You may report side effects to the FDA at 1-800-FDA-1088. You may also report side effects at http://www.fda.gov/medwatch.

If OVERDOSE is suspected:

If you think there has been an overdose, call your poison control center or get medical care right away. Be ready to tell or show what was taken, how much, and when it happened.

How do I store and/or throw out Diazoxide Suspension?

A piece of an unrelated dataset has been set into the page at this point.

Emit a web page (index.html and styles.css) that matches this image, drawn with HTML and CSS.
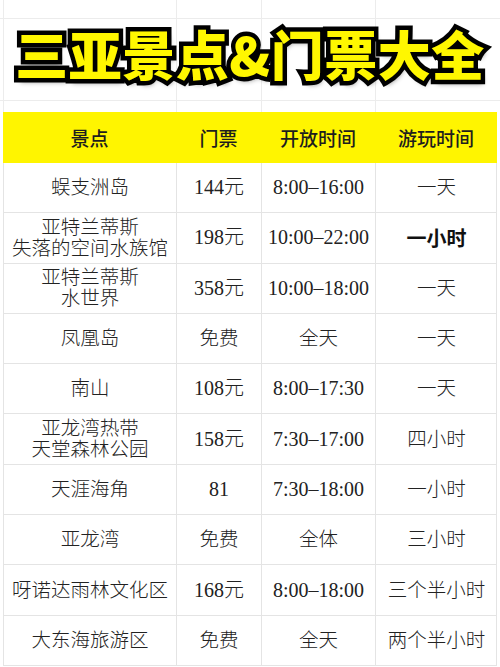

  • Store at room temperature.
  • Protect from light.
  • Store in a dry place. Do not store in a bathroom.
  • Keep all drugs in a safe place. Keep all drugs out of the reach of children and pets.
  • Throw away unused or expired drugs. Do not flush down a toilet or pour down a drain unless you are told to do so. Check with your pharmacist if you have questions about the best way to throw out drugs. There may be drug take-back programs in your area.

Consumer information use

  • If your symptoms or health problems do not get better or if they become worse, call your doctor.
  • Do not share your drugs with others and do not take anyone else's drugs.
  • Keep a list of all your drugs (prescription, natural products, vitamins, OTC) with you. Give this list to your doctor.
  • Talk with the doctor before starting any new drug, including prescription or OTC, natural products, or vitamins.
  • Some drugs may have another patient information leaflet. Check with your pharmacist. If you have any questions about diazoxide suspension, please talk with your doctor, nurse, pharmacist, or other health care provider.
  • If you think there has been an overdose, call your poison control center or get medical care right away. Be ready to tell or show what was taken, how much, and when it happened.

Further information

Always consult your healthcare provider to ensure the information displayed on this page applies to your personal circumstances.